DESCRIPTION OF THE TASK:
Return only those lines from the line containing "Convert this screenshot" to the line containing "if (row.blank) return", both included, and please omit the pictures.

Interface markup and scripts:
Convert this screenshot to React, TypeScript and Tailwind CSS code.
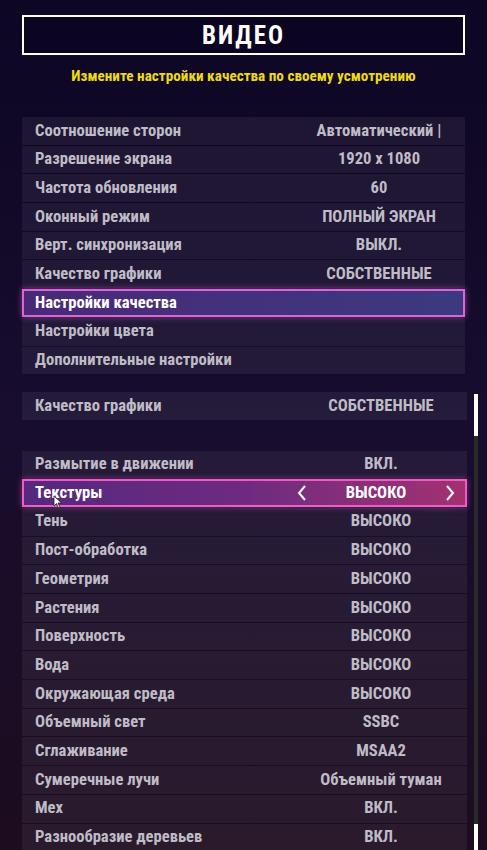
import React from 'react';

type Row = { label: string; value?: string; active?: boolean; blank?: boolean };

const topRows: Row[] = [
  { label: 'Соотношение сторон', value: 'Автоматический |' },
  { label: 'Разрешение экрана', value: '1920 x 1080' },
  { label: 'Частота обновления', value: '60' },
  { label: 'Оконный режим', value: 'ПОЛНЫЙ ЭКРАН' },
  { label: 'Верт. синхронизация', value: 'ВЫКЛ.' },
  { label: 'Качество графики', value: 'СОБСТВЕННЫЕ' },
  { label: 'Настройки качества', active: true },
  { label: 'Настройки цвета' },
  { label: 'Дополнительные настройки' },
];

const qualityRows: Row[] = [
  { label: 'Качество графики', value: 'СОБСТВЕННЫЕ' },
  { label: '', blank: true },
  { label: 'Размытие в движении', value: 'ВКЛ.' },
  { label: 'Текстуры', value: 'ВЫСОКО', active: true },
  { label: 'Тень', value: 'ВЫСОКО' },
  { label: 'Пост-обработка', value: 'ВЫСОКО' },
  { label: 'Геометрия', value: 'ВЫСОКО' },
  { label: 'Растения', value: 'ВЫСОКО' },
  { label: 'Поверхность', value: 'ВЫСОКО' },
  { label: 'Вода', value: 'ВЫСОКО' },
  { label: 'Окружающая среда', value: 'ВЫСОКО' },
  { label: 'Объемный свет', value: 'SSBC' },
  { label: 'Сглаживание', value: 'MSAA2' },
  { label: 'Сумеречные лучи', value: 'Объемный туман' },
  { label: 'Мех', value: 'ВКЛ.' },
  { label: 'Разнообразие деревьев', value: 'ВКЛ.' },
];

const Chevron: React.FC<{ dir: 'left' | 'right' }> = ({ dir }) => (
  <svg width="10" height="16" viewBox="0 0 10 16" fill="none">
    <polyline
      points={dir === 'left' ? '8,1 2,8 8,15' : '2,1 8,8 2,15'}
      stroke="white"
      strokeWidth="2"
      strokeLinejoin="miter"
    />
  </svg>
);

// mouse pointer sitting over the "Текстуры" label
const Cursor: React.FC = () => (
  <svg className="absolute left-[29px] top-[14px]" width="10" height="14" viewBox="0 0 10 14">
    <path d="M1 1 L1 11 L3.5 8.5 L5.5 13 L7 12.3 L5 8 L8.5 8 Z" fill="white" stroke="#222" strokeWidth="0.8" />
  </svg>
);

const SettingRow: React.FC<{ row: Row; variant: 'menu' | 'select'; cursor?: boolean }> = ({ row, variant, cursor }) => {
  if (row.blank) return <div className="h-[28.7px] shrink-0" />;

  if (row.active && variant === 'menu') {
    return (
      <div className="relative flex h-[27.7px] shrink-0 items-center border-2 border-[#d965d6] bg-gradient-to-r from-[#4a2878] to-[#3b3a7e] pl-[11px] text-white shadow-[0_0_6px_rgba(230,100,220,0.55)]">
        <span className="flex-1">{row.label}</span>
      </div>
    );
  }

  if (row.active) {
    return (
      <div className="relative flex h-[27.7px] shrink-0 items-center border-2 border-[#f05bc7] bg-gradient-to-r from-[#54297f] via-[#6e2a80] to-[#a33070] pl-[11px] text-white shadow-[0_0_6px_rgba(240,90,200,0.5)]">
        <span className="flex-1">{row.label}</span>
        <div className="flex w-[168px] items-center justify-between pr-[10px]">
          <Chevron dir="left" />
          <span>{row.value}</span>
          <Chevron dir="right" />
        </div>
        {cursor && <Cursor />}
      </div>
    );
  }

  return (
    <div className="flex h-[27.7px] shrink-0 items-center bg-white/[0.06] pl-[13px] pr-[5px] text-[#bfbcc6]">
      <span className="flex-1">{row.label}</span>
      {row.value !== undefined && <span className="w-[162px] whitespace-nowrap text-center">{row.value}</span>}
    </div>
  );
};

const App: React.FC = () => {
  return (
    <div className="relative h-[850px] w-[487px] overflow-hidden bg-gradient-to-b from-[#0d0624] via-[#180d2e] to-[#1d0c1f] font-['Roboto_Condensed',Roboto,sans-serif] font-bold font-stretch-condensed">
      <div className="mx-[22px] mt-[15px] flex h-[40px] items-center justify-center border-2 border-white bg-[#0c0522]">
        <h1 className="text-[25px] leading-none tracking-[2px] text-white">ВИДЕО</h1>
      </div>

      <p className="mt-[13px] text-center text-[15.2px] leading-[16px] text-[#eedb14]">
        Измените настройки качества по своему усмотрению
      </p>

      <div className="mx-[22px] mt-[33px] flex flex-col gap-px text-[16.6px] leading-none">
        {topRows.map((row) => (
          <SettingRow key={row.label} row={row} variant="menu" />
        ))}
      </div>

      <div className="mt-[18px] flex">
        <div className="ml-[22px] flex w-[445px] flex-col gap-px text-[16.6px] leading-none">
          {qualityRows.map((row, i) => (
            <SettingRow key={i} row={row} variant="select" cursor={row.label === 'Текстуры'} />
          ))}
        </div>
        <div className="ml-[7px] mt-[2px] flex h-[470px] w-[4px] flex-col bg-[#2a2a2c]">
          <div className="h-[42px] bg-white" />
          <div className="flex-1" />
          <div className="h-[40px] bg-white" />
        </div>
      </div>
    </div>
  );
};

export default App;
==
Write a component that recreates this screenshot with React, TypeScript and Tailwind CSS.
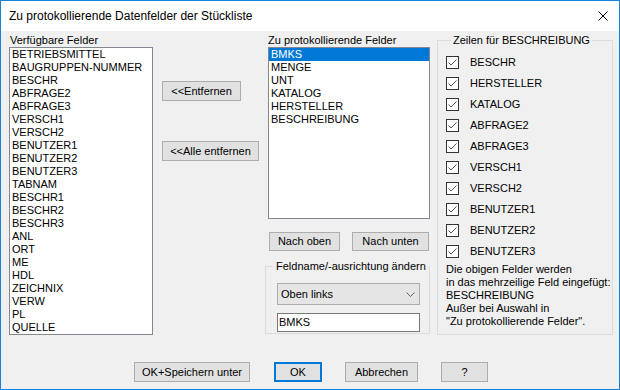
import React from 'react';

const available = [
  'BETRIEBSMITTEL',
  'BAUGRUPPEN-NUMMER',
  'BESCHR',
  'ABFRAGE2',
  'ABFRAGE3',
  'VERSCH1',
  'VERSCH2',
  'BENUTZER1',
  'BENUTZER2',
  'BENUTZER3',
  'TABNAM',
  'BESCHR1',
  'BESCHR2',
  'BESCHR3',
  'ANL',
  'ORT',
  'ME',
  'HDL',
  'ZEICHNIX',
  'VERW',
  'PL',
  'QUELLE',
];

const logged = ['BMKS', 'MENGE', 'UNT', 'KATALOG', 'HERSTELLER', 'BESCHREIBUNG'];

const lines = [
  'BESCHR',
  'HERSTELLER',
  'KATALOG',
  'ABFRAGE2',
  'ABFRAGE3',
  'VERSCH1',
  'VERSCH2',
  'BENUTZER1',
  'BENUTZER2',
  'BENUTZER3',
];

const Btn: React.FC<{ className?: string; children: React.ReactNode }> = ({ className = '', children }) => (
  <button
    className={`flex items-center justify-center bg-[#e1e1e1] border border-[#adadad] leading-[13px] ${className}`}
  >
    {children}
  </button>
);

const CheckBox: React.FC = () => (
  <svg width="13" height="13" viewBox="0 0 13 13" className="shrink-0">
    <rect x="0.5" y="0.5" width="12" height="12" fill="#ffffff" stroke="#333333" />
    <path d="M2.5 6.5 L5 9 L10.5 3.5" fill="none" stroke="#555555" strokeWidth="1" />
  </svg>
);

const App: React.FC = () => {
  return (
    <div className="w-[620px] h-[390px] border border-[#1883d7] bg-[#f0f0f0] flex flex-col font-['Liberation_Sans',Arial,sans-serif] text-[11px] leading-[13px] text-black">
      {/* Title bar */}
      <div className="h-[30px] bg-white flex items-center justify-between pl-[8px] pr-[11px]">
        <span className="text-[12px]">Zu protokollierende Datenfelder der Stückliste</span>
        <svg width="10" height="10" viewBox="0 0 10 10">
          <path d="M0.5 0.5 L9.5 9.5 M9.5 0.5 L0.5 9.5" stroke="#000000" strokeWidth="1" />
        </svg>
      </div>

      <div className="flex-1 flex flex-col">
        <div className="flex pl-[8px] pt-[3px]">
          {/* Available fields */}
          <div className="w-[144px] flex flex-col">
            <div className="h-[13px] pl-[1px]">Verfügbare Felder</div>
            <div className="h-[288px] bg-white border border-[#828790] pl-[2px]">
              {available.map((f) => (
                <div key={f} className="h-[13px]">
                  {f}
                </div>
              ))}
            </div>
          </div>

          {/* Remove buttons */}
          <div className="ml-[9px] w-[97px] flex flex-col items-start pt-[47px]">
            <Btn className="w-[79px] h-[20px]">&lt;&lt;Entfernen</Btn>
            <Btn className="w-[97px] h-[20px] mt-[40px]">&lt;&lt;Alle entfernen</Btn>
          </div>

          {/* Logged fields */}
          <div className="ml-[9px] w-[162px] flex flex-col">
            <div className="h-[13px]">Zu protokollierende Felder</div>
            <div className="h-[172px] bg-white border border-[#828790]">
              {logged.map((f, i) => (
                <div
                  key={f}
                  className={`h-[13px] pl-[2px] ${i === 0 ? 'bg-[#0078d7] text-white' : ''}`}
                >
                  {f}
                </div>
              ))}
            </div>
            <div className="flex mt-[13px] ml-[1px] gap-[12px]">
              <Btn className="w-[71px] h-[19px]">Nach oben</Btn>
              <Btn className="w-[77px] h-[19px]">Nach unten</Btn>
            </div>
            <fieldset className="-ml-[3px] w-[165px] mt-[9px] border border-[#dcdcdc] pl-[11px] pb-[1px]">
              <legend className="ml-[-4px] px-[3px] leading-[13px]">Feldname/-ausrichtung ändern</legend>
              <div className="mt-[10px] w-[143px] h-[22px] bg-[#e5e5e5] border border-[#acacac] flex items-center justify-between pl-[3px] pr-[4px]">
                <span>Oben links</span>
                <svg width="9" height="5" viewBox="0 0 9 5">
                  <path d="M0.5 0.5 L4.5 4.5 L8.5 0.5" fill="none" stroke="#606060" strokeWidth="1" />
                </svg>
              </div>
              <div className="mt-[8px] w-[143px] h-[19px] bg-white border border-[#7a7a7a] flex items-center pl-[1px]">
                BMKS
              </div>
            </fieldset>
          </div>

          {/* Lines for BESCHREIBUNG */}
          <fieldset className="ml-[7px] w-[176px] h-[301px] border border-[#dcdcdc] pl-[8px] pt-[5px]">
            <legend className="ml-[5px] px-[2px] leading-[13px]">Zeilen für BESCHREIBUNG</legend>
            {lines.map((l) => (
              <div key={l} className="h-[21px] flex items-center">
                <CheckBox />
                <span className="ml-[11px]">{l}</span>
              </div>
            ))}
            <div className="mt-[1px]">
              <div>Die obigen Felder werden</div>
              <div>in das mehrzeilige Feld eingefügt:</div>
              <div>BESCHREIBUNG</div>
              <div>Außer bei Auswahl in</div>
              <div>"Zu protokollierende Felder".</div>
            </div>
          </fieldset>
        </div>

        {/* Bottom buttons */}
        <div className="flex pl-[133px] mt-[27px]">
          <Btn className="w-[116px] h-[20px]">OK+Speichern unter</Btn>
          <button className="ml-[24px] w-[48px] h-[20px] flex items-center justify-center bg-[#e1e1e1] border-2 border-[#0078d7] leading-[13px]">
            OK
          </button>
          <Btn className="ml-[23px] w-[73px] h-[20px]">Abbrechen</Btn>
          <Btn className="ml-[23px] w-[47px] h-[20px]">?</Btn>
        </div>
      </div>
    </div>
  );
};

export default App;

TASK ANSWER:
Convert this screenshot to React, TypeScript and Tailwind CSS code.
import React from 'react';

type Row = { label: string; value?: string; active?: boolean; blank?: boolean };

const topRows: Row[] = [
  { label: 'Соотношение сторон', value: 'Автоматический |' },
  { label: 'Разрешение экрана', value: '1920 x 1080' },
  { label: 'Частота обновления', value: '60' },
  { label: 'Оконный режим', value: 'ПОЛНЫЙ ЭКРАН' },
  { label: 'Верт. синхронизация', value: 'ВЫКЛ.' },
  { label: 'Качество графики', value: 'СОБСТВЕННЫЕ' },
  { label: 'Настройки качества', active: true },
  { label: 'Настройки цвета' },
  { label: 'Дополнительные настройки' },
];

const qualityRows: Row[] = [
  { label: 'Качество графики', value: 'СОБСТВЕННЫЕ' },
  { label: '', blank: true },
  { label: 'Размытие в движении', value: 'ВКЛ.' },
  { label: 'Текстуры', value: 'ВЫСОКО', active: true },
  { label: 'Тень', value: 'ВЫСОКО' },
  { label: 'Пост-обработка', value: 'ВЫСОКО' },
  { label: 'Геометрия', value: 'ВЫСОКО' },
  { label: 'Растения', value: 'ВЫСОКО' },
  { label: 'Поверхность', value: 'ВЫСОКО' },
  { label: 'Вода', value: 'ВЫСОКО' },
  { label: 'Окружающая среда', value: 'ВЫСОКО' },
  { label: 'Объемный свет', value: 'SSBC' },
  { label: 'Сглаживание', value: 'MSAA2' },
  { label: 'Сумеречные лучи', value: 'Объемный туман' },
  { label: 'Мех', value: 'ВКЛ.' },
  { label: 'Разнообразие деревьев', value: 'ВКЛ.' },
];

const Chevron: React.FC<{ dir: 'left' | 'right' }> = ({ dir }) => (
  <svg width="10" height="16" viewBox="0 0 10 16" fill="none">
    <polyline
      points={dir === 'left' ? '8,1 2,8 8,15' : '2,1 8,8 2,15'}
      stroke="white"
      strokeWidth="2"
      strokeLinejoin="miter"
    />
  </svg>
);

// mouse pointer sitting over the "Текстуры" label
const Cursor: React.FC = () => (
  <svg className="absolute left-[29px] top-[14px]" width="10" height="14" viewBox="0 0 10 14">
    <path d="M1 1 L1 11 L3.5 8.5 L5.5 13 L7 12.3 L5 8 L8.5 8 Z" fill="white" stroke="#222" strokeWidth="0.8" />
  </svg>
);

const SettingRow: React.FC<{ row: Row; variant: 'menu' | 'select'; cursor?: boolean }> = ({ row, variant, cursor }) => {
  if (row.blank) return <div className="h-[28.7px] shrink-0" />;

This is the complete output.